Marry, Merry, Mary.
Friday. . .
How-swarming party was fun. It is so nice to have beloved people around. It makes my apartment a home. It makes the knowledge that I will move again and that I put things up and on the walls for me- but also because it's a reflection of how I want people to feel comfortable in my space. We talked about how my landlord is terrible, made fun of the fact that my bathroom sink is low enough to make a 3 year old feel comfortable, and drank until the last person left at roughly 3:00 am. We talked politics ( I didn't bring it up! Allthough I did share my newest joke: What did Dubya say about Roe vs. Wade? 'I don't care how they get out of New Orleans!' hahaha get it: Roe. . .Row). We talked about dating: married friends don't necessarily want to be, un-married friends want to be, the happiest seemed to those that were satisfied with dating. I don't know what it says about me, but I couldn't help but think: Good clean fun in the ghetto and no one got shot! (not a thought of marriage in my mind)
Saturday. . .
I'm at home and it's early evening. It's starting to get dark outside and I'm beached on the couch. There's a knock at the door- I thought it'd be my new friends slash neighbors Tim and Allison (self-ascribed nickname of T'n'A). As it turns out it's a guy that I recognized to live there but couldn't remember his name. His heather gray t-shirt is soaked in sweat and his serial killer glasses are struggling to stay on his dampened face that is crowned with a retreating hairline. He was struggling. . . with what? I have no idea. He asks if he can (between heaving forced breathes) use my cell phone. "I.... I.... I have to.... (slight pause).... CALL MY DOCK-DER!" In reactive mode- I asked if he had the number and began to hand him my phone- he then realizes that he doesn't have the number and turns around and as if being pulled by his shoulders- does a slight lean in the direction of his apartment and leaves. As if he's driving away he sorta throws a hand up in goodbye and says- "let me get the number... yeah... ok."

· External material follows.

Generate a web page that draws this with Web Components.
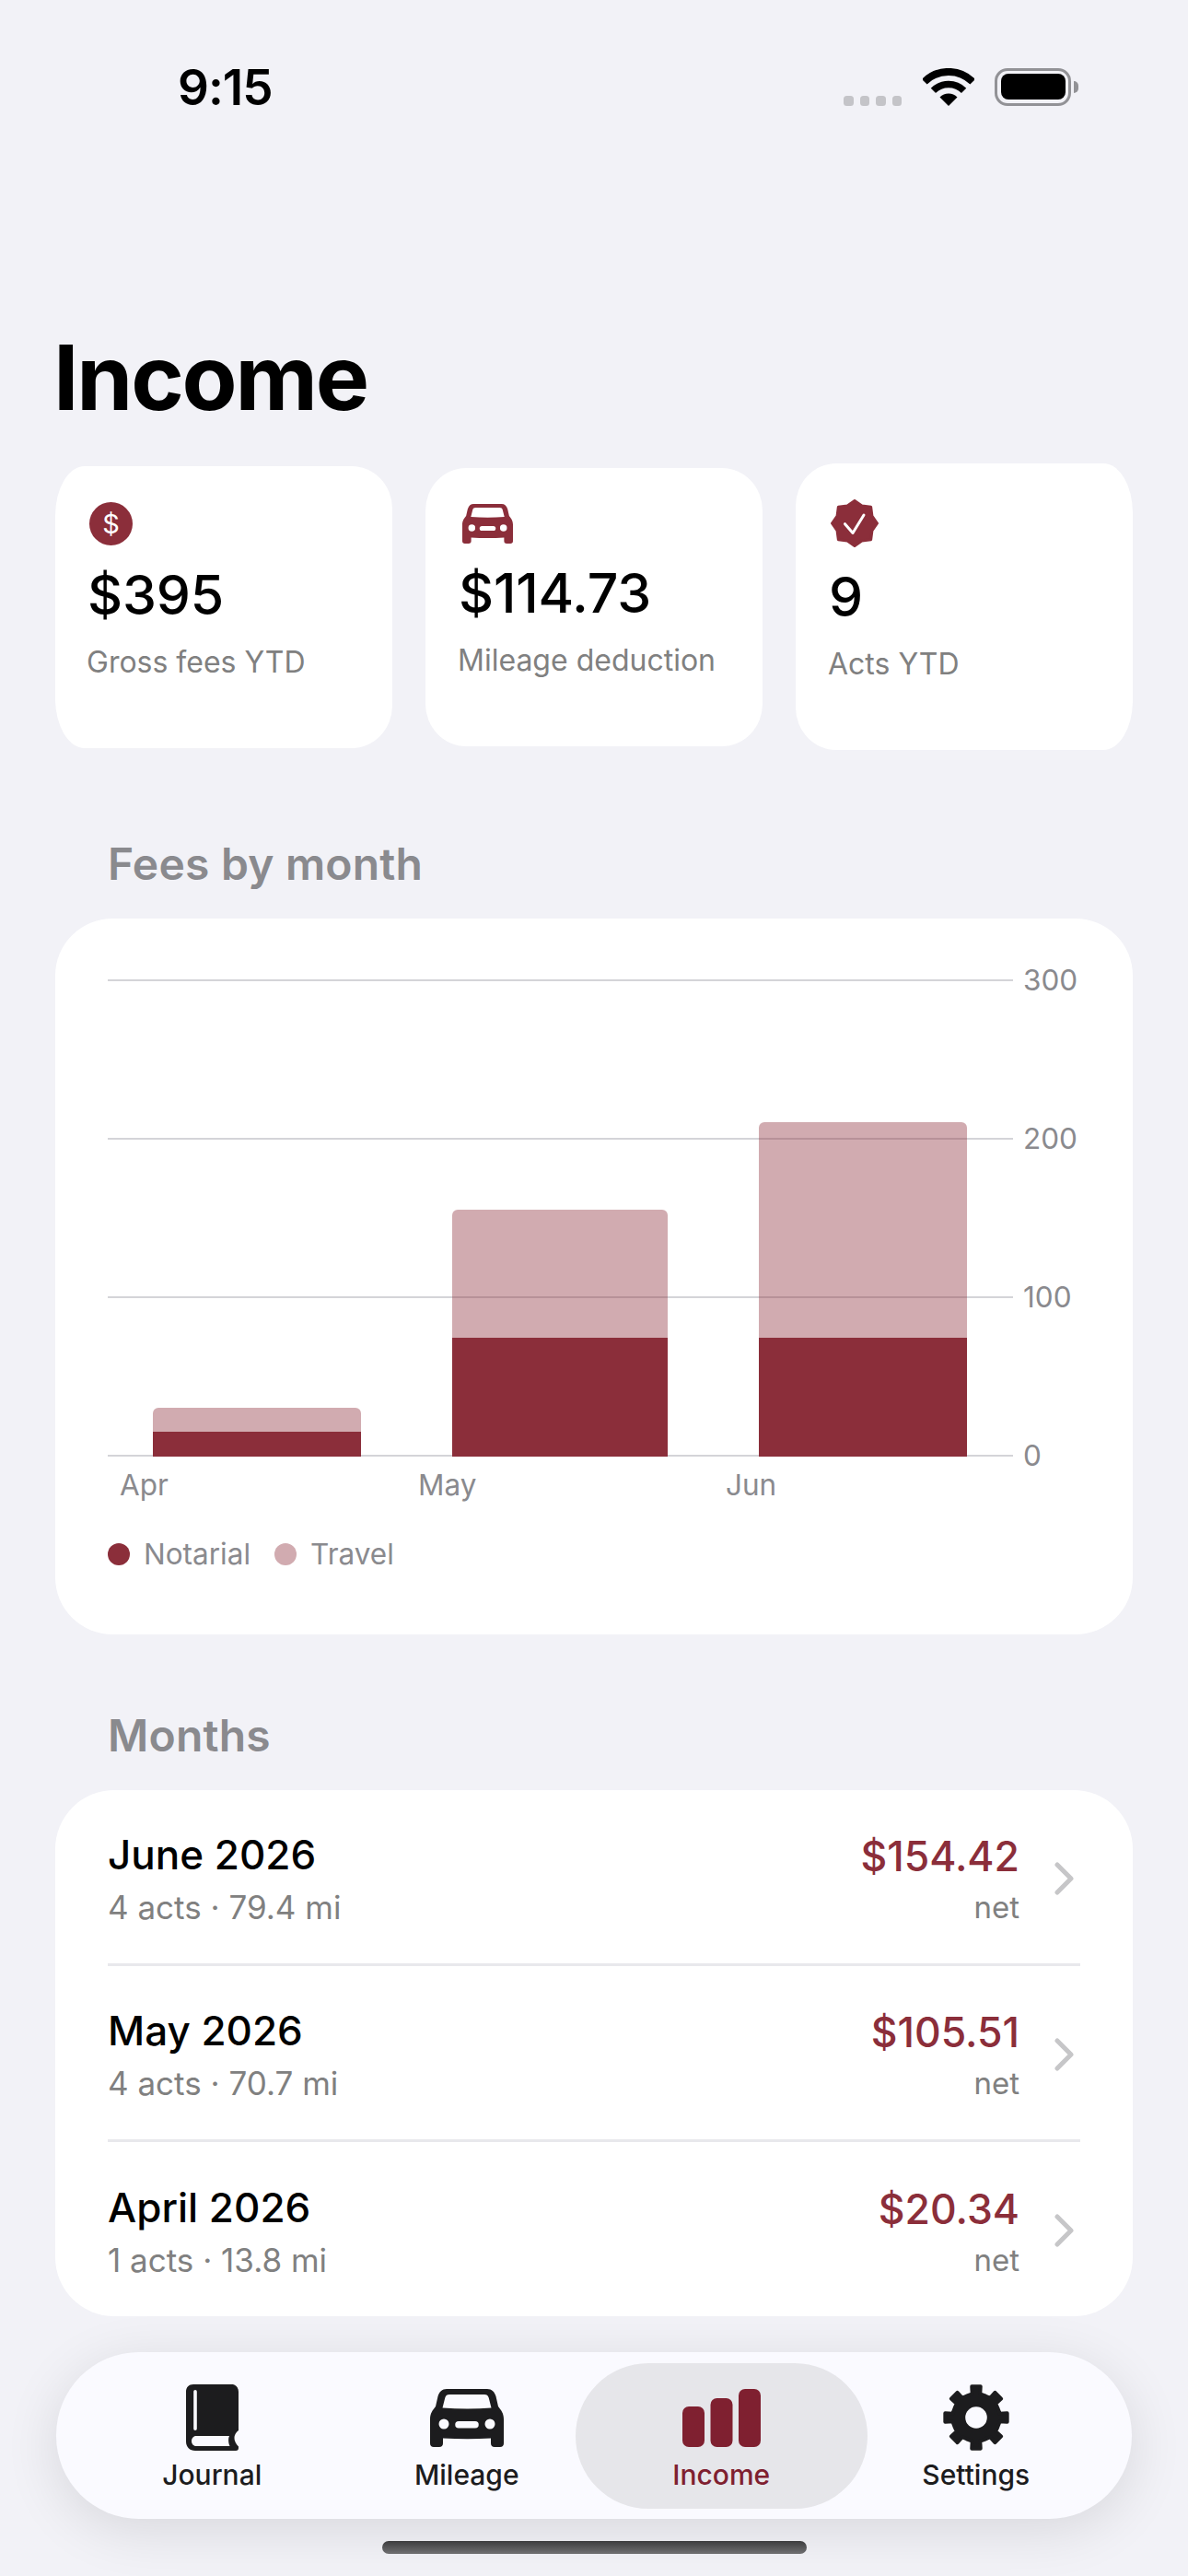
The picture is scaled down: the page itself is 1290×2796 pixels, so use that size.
<!DOCTYPE html>
<html lang="en">
<head>
<meta charset="utf-8">
<title>Income</title>
<style>
  html, body { margin: 0; background: #f2f2f7; }
  body { font-family: Inter, "Liberation Sans", sans-serif; color: #000; }
</style>
</head>
<body>
<income-screen>
  <status-bar slot="status">9:15</status-bar>
  <page-title slot="title">Income</page-title>
  <stat-card slot="stats" icon="dollar" value="$395" corners="left">Gross fees YTD</stat-card>
  <stat-card slot="stats" icon="car" value="$114.73">Mileage deduction</stat-card>
  <stat-card slot="stats" icon="seal" value="9" corners="right">Acts YTD</stat-card>
  <section-title slot="chart-title">Fees by month</section-title>
  <fee-chart slot="chart"></fee-chart>
  <section-title slot="months-title">Months</section-title>
  <month-list slot="months">
    <month-row name="June 2026" detail="4 acts · 79.4 mi" net="$154.42"></month-row>
    <month-row name="May 2026" detail="4 acts · 70.7 mi" net="$105.51"></month-row>
    <month-row name="April 2026" detail="1 acts · 13.8 mi" net="$20.34"></month-row>
  </month-list>
  <tab-bar slot="tabs">
    <tab-item icon="book">Journal</tab-item>
    <tab-item icon="car">Mileage</tab-item>
    <tab-item icon="bars" active>Income</tab-item>
    <tab-item icon="gear">Settings</tab-item>
  </tab-bar>
</income-screen>

<script>
// Round-cornered star outline, used for the gear teeth and the seal
function starPoints(list) {
    return list.map(p => {
        const a = (p[0] - 90) * Math.PI / 180;
        return (p[1] * Math.cos(a)).toFixed(2) + ',' + (p[1] * Math.sin(a)).toFixed(2);
    }).join(' ');
}

function gearPoints() {
    const pts = [];
    for (let i = 0; i < 8; i++) {
        const c = i * 45;
        pts.push([c - 21, 25.5], [c - 9.5, 26], [c - 8, 34], [c + 8, 34], [c + 9.5, 26]);
    }
    return starPoints(pts);
}

function sealPoints() {
    const pts = [];
    for (let i = 0; i < 8; i++) {
        const c = i * 45;
        pts.push([c, i % 2 ? 25 : 24.5], [c + 22.5, 20.5]);
    }
    return starPoints(pts);
}

const CAR = 'M18 0H62C67 0 70 3 71.5 8L74 19C77 23 80 26 80 33V59C80 61.5 78.5 63 76 63H70C67.5 63 66 61.5 66 59V53.5Q40 55 14 53.5V59C14 61.5 12.5 63 10 63H4C1.5 63 0 61.5 0 59V33C0 26 3 23 6 19L8.5 8C10 3 13 0 18 0Z'
    + 'M21 6C18.5 6 17 7 16.3 9.5L13.5 20.5Q40 22.5 66.5 20.5L63.7 9.5C63 7 61.5 6 59 6Z'
    + 'M15 32.5a5.5 5.5 0 1 0 0 11a5.5 5.5 0 1 0 0-11Z'
    + 'M65 32.5a5.5 5.5 0 1 0 0 11a5.5 5.5 0 1 0 0-11Z'
    + 'M31 35a3.5 3.5 0 0 0 0 7.5H49a3.5 3.5 0 0 0 0-7.5Z';

const BOOK = 'M8 0H49C54 0 57 3 57 8V50C54.5 52 52.5 54.5 52.5 58C52.5 62 54.5 65 57 67.5V69C57 71 56 72 54 72H10C4 72 0 68 0 62V8C0 3 3 0 8 0Z'
    + 'M11 56C8 56 6 58.5 6 61.5S8 67 11 67H47.5C46 64 45.5 59 47 56Z'
    + 'M10 6a1.8 1.8 0 0 0-1.8 1.8V48.2a1.8 1.8 0 0 0 3.6 0V7.8A1.8 1.8 0 0 0 10 6Z';

const ICONS = {
    car: { w: 80, h: 63, body: `<path fill="currentColor" fill-rule="evenodd" d="${CAR}"/>` },
    book: { w: 57, h: 72, body: `<path fill="currentColor" fill-rule="evenodd" d="${BOOK}"/>` },
    bars: { w: 85, h: 63, body: `<g fill="currentColor"><rect x="0" y="19" width="24" height="44" rx="7"/><rect x="30.5" y="10" width="24" height="53" rx="7"/><rect x="61" y="0" width="24" height="63" rx="7"/></g>` },
    gear: { w: 72, h: 72, body: `<g transform="translate(36 36)"><polygon fill="currentColor" stroke="currentColor" stroke-width="4" stroke-linejoin="round" points="${gearPoints()}"/><circle r="11.8" fill="#fafaff"/></g>` },
    seal: { w: 52, h: 52, body: `<g transform="translate(26 26)"><polygon fill="currentColor" stroke="currentColor" stroke-width="3" stroke-linejoin="round" points="${sealPoints()}"/><polyline points="-10.5,0.7 -2,10.5 10,-9" fill="none" stroke="#fff" stroke-width="3" stroke-linecap="round" stroke-linejoin="round"/></g>` }
};

class AppIcon extends HTMLElement {
    connectedCallback() {
        if (this.shadowRoot) return;
        this.attachShadow({ mode: 'open' });
        const icon = ICONS[this.getAttribute('name')];
        const w = this.getAttribute('width') || icon.w;
        const h = this.getAttribute('height') || icon.h;
        this.shadowRoot.innerHTML = `
            <style>:host { display: block; line-height: 0; } svg { display: block; }</style>
            <svg width="${w}" height="${h}" viewBox="0 0 ${icon.w} ${icon.h}" preserveAspectRatio="none">${icon.body}</svg>`;
    }
}
customElements.define('app-icon', AppIcon);

class StatusBar extends HTMLElement {
    constructor() {
        super();
        this.attachShadow({ mode: 'open' });
        this.shadowRoot.innerHTML = `
            <style>
                :host { display: flex; align-items: center; justify-content: space-between; height: 188px; padding: 0 119px 0 193px; box-sizing: border-box; }
                .time { font: 600 53px/60px Inter, "Liberation Sans", sans-serif; letter-spacing: -1px; position: relative; top: 1px; }
                .right { display: flex; align-items: flex-end; }
                .dots { display: flex; gap: 7px; margin-right: 23px; }
                .dots i { width: 10.5px; height: 11px; border-radius: 3.5px; background: #c4c4c8; }
                .battery { margin-left: 22px; width: 83px; height: 41px; box-sizing: border-box; border: 3.5px solid #929296; border-radius: 14px; padding: 3.5px; display: flex; margin-right: 8px; position: relative; }
                .battery b { flex: 1; background: #000; border-radius: 8px; }
                .battery::after { content: ""; position: absolute; right: -11px; top: 11px; width: 5px; height: 13px; background: #929296; border-radius: 0 6px 6px 0; }
            </style>
            <span class="time"><slot></slot></span>
            <div class="right">
                <div class="dots"><i></i><i></i><i></i><i></i></div>
                <svg width="56" height="41" viewBox="0 0 56 41" fill="none" stroke="#000">
                    <path d="M1.8 14.8A37 37 0 0 1 54.2 14.8" stroke-width="8"/>
                    <path d="M11.4 24.4A23.5 23.5 0 0 1 44.6 24.4" stroke-width="7.5"/>
                    <path d="M28 41L18.5 31.5A13.5 13.5 0 0 1 37.5 31.5Z" fill="#000" stroke="none"/>
                </svg>
                <div class="battery"><b></b></div>
            </div>`;
    }
}
customElements.define('status-bar', StatusBar);

class PageTitle extends HTMLElement {
    constructor() {
        super();
        this.attachShadow({ mode: 'open' });
        this.shadowRoot.innerHTML = `
            <style>:host { display: block; margin: 162px 0 33px 58px; font: 700 98px/120px Inter, "Liberation Sans", sans-serif; letter-spacing: -2.2px; }</style>
            <slot></slot>`;
    }
}
customElements.define('page-title', PageTitle);

class StatCard extends HTMLElement {
    constructor() {
        super();
        this.attachShadow({ mode: 'open' });
        const icon = this.getAttribute('icon');
        const glyph = icon === 'dollar'
            ? '<span class="coin">$</span>'
            : icon === 'car'
                ? '<app-icon name="car" width="55" height="43" style="margin-left:2px"></app-icon>'
                : '<app-icon name="seal"></app-icon>';
        this.shadowRoot.innerHTML = `
            <style>
                :host { display: flex; flex-direction: column; align-items: flex-start; width: 366px; box-sizing: border-box; padding: 39px 0 73px 38px; background: #fff; border-radius: 44px / 46px; color: #8b2e3a; }
                :host([corners="left"]) { padding-left: 37px; border-radius: 32px 44px 44px 32px / 54px 46px 46px 54px; }
                :host([corners="right"]) { border-radius: 44px 32px 32px 44px / 46px 54px 54px 46px; }
                .coin { width: 47px; height: 47px; border-radius: 50%; background: #8b2e3a; color: #fff; display: flex; align-items: center; justify-content: center; font: 400 29px/1 Inter, sans-serif; }
                .value { margin-top: 19px; margin-left: -2px; font: 500 59px/70px Inter, "Liberation Sans", sans-serif; color: #000; letter-spacing: -.2px; }
                .label { margin-top: 18px; margin-left: -3px; font: 400 32px/40px Inter, "Liberation Sans", sans-serif; color: #808080; }
            </style>
            ${glyph}
            <div class="value">${this.getAttribute('value')}</div>
            <div class="label"><slot></slot></div>`;
    }
}
customElements.define('stat-card', StatCard);

class SectionTitle extends HTMLElement {
    constructor() {
        super();
        this.attachShadow({ mode: 'open' });
        this.shadowRoot.innerHTML = `
            <style>:host { display: block; padding-left: 117px; margin-bottom: 29px; font: 600 48px/60px Inter, "Liberation Sans", sans-serif; letter-spacing: .2px; color: #8a8a8e; }</style>
            <slot></slot>`;
    }
}
customElements.define('section-title', SectionTitle);

class FeeChart extends HTMLElement {
    constructor() {
        super();
        this.attachShadow({ mode: 'open' });
        const rows = [300, 200, 100, 0].map(v => `<div class="row"><i></i><span>${v}</span></div>`).join('');
        this.shadowRoot.innerHTML = `
            <style>
                :host { display: block; box-sizing: border-box; margin: 0 60px; padding: 47px 59px 67px 57px; background: #fff; border-radius: 62px; font: 400 31.5px/40px Inter, "Liberation Sans", sans-serif; color: #8a8a8e; }
                .plot { position: relative; }
                .row { display: flex; align-items: center; height: 40px; margin-bottom: 132px; }
                .row:nth-child(4) { margin-bottom: 0; }
                .row i { flex: 1; height: 2px; background: #d4d4d8; }
                .row span { width: 71px; box-sizing: border-box; padding-left: 11px; }
                .bars { position: absolute; left: 49px; top: 20px; height: 517px; display: flex; align-items: flex-end; }
                .bar { display: flex; flex-direction: column; width: 226px; }
                .bar.wide { width: 234px; margin: 0 99px; }
                .bar b { display: block; background: #8b2e3a; }
                .bar b.travel { opacity: .4; border-radius: 6px 6px 0 0; }
                .months { display: grid; grid-template-columns: 324px 334px 1fr; padding-left: 13px; line-height: 24px; }
                .legend { display: flex; align-items: center; margin-top: 43px; }
                .dot { width: 24px; height: 24px; border-radius: 50%; background: #8b2e3a; margin-right: 15px; }
                .dot.light { background: #d1abb0; margin-left: 26px; }
            </style>
            <div class="plot">
                ${rows}
                <div class="bars">
                    <div class="bar"><b class="travel" style="height:26px"></b><b style="height:27px"></b></div>
                    <div class="bar wide"><b class="travel" style="height:139px"></b><b style="height:129px"></b></div>
                    <div class="bar"><b class="travel" style="height:234px"></b><b style="height:129px"></b></div>
                </div>
            </div>
            <div class="months"><span>Apr</span><span>May</span><span>Jun</span></div>
            <div class="legend"><span class="dot"></span><span>Notarial</span><span class="dot light"></span><span>Travel</span></div>`;
    }
}
customElements.define('fee-chart', FeeChart);

class MonthList extends HTMLElement {
    constructor() {
        super();
        this.attachShadow({ mode: 'open' });
        this.shadowRoot.innerHTML = `
            <style>:host { display: block; margin: 0 60px; padding: 0 57px; background: #fff; border-radius: 64px; }</style>
            <slot></slot>`;
    }
}
customElements.define('month-list', MonthList);

class MonthRow extends HTMLElement {
    constructor() {
        super();
        this.attachShadow({ mode: 'open' });
        this.shadowRoot.innerHTML = `
            <style>
                :host { display: flex; align-items: center; box-sizing: border-box; height: 191px; padding-top: 9px; border-bottom: 3px solid #e8e8ec; font-family: Inter, "Liberation Sans", sans-serif; }
                :host(:last-child) { border-bottom: 0; height: 189px; }
                .left, .right { display: flex; flex-direction: column; padding-top: 3px; }
                .left { flex: 1; }
                .right { align-items: flex-end; }
                .name { font: 500 44px/54px Inter, "Liberation Sans", sans-serif; }
                .detail { font: 400 35px/60px Inter, "Liberation Sans", sans-serif; color: #808080; }
                .net { font: 500 44.5px/54px Inter, "Liberation Sans", sans-serif; color: #8b2e3a; }
                .sub { font: 400 33px/56px Inter, "Liberation Sans", sans-serif; color: #808080; }
                svg { margin: 0 7px 0 38px; display: block; position: relative; top: -3px; }
            </style>
            <div class="left">
                <div class="name">${this.getAttribute('name')}</div>
                <div class="detail">${this.getAttribute('detail')}</div>
            </div>
            <div class="right">
                <div class="net">${this.getAttribute('net')}</div>
                <div class="sub">net</div>
            </div>
            <svg width="21" height="36" viewBox="0 0 21 36" fill="none" stroke="#c6c6c8" stroke-width="5" stroke-linecap="round" stroke-linejoin="round"><path d="M3 3L18 18L3 33"/></svg>`;
    }
}
customElements.define('month-row', MonthRow);

class TabItem extends HTMLElement {
    constructor() {
        super();
        this.attachShadow({ mode: 'open' });
        this.shadowRoot.innerHTML = `
            <style>
                :host { position: relative; flex: 1; display: flex; flex-direction: column; align-items: center; color: #1c1c1e; font: 500 30px/36px Inter, "Liberation Sans", sans-serif; }
                :host([active]) { color: #7f2030; }
                :host([active])::before { content: ""; position: absolute; left: -20px; right: -20px; top: -23px; bottom: 11px; border-radius: 79px; background: #e6e6ea; }
                .glyph { position: relative; height: 72px; display: flex; align-items: center; }
                .text { position: relative; margin-top: 8px; }
            </style>
            <div class="glyph"><app-icon name="${this.getAttribute('icon')}"></app-icon></div>
            <div class="text"><slot></slot></div>`;
    }
}
customElements.define('tab-item', TabItem);

class TabBar extends HTMLElement {
    constructor() {
        super();
        this.attachShadow({ mode: 'open' });
        this.shadowRoot.innerHTML = `
            <style>
                :host { position: absolute; left: 61px; top: 2553px; width: 1168px; height: 181px; box-sizing: border-box; padding: 35px 31px 0; display: flex; background: #fafaff; border-radius: 90px; box-shadow: 0 12px 60px rgba(0, 0, 0, .11); }
            </style>
            <slot></slot>`;
    }
}
customElements.define('tab-bar', TabBar);

class IncomeScreen extends HTMLElement {
    constructor() {
        super();
        this.attachShadow({ mode: 'open' });
        this.shadowRoot.innerHTML = `
            <style>
                :host { display: block; position: relative; width: 1290px; height: 2796px; overflow: hidden; background: #f2f2f7; }
                .stats { display: flex; align-items: center; gap: 36px; padding: 0 60px; margin-bottom: 94px; }
                .months { margin-top: 80px; }
                .home { position: absolute; left: 415px; top: 2758px; width: 461px; height: 14px; border-radius: 7px; background: linear-gradient(#3c3c3e, #707072); }
            </style>
            <slot name="status"></slot>
            <slot name="title"></slot>
            <div class="stats"><slot name="stats"></slot></div>
            <slot name="chart-title"></slot>
            <slot name="chart"></slot>
            <div class="months"><slot name="months-title"></slot></div>
            <slot name="months"></slot>
            <slot name="tabs"></slot>
            <div class="home"></div>`;
    }
}
customElements.define('income-screen', IncomeScreen);
</script>
</body>
</html>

I saw him near the mailboxes yesterday and he seemed as merry as he usually does which is one mass of melancholy. I haven't heard from him since- I thought about asking but my inability to remember his name gave me a reason not to. (Don't make eye contact, look at the ground, hold cell phone to ear even if you aren't really talking to someone <-- which sucks if it rings at that moment, it scares the shit out of you and then you're busted... BUSTED! )
Sunday . . .
"Proud Mary keep on burnin'. . . . ROLLIN'. . . .ROLLIN'. . . ROLLIN' ON THE RIVER!" went the pride parade. It was, in NO uncertain terms the hottest fucking day to have a parade- there were melting queens coupled w/ lesbians in leather (they were behind us- it was so-o fun!!!) and the straight people were so distracted by their own melting and the flaming homosexuality that they weren't bothered by the flying Mardi Gras beads that were being pummled at them. I met a nice guy after the parade- who was quick to tell me that he was 'straight' and 'didn't realize that this was a pride parade' but 'ya know, I have gay friends.' I see myself nodding, shaking my head and thinking, 'I don't care- the only reason you are talking to me is because I have completely sweat through my home-made white t-shirt that says: straight, but not narrow, and you can see my bra- and the legs the the lesbians holla for.' I still haven't returned his call. I found, as I usually do at gay-pride events, that it makes me so proud that so many come together in the spirit of acceptance. We noticed this year that there were only a handful of 'you're going straight to hell- repent now sinner' protesters (we like to mention that the queer don't go anywhere straight- even to hell!). Even better I would say that at least a third of the floats we saw were church sponsored. It was very peaceful and exciting all at the same time.
I miss you. It was nice to see you at the parade.